The partial actions of groups on K-rings (a.k.a. associative K-algebras) have been studied by Dokuchaev and Exel (2005), as a purely algebraic version of earlier work on the partial actions of groups on C*-algebras. In particular, Dokuchaev and Exel address the perennial problem of constructing an action from a partial action, which in this case is termed the 'enveloping action' of the given partial action. In this talk, I will set up appropriate definitions for the partial actions of inverse monoids on K-rings and describe the construction of enveloping actions for such partial actions.

Constructing Incomplete Actions

Conference on Semigroup, Acts and Categories, with Applications to Graphs, Tartu Ülikool, Estonia, 29th June 2007

The partial actions of monoids on sets have been studied as a natural generalisation of the partial group actions of Kellendonk and Lawson. In particular, the question of whether a (global) action may be constructed from a partial action has been investigated. One such method for achieving this is that by globalisation, whereby the acting group/monoid is fixed, whilst the set being acted upon is enlarged in such a way that the original group/monoid acts (globally) on this new set. Globalisation results have been found both in the group case, and for arbitrary monoids.

Of particular interest is the study of the partial actions of a class of monoids called weakly left E-ample monoids. These monoids generalise inverse monoids and arise very naturally as (2,1,0)-subalgebras of partial transformation monoids. We find, however, that if we are to 'globalise' the partial action of a weakly left E-ample monoid in such a way that its unary operation is respected, then we cannot construct a global action, as before, but we must instead settle for a slightly weaker notion of 'action' which we term an incomplete action. In this talk, I will discuss the definition of the partial action of a weakly left E-ample semigroup on a set, before presenting the results on the construction of the corresponding incomplete action. I will point out how these results may then be specialised to the inverse case.

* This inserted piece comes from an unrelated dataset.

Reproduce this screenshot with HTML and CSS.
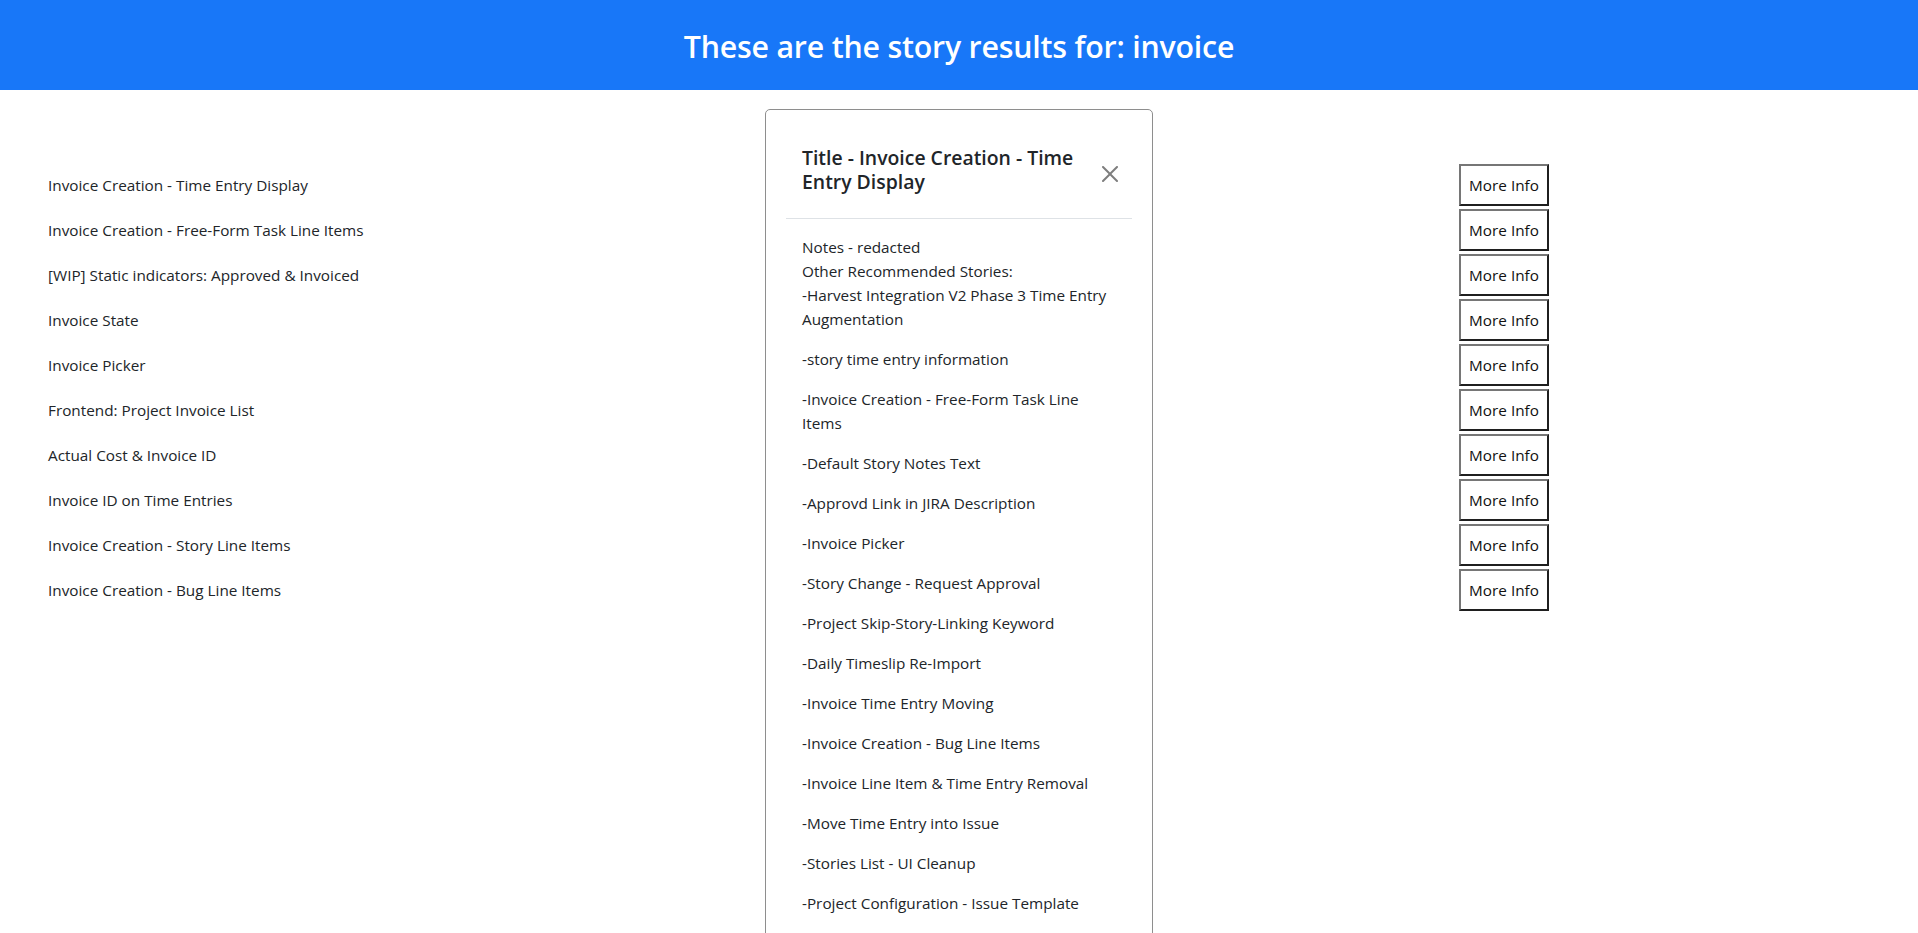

Partial Actions of Monoids

Fountainfest, University of York, 14th October 2006

I will discuss partial monoid actions, in the sense of Megrelishvili & Schröder (2004). These are equivalent to a class of premorphisms, called strong premorphisms. There are two distinct methods for constructing a monoid action from a partial monoid action. I will describe one of these: the expansion method, which leads to a generalisation of a result of Kellendonk & Lawson (2004) from the group case.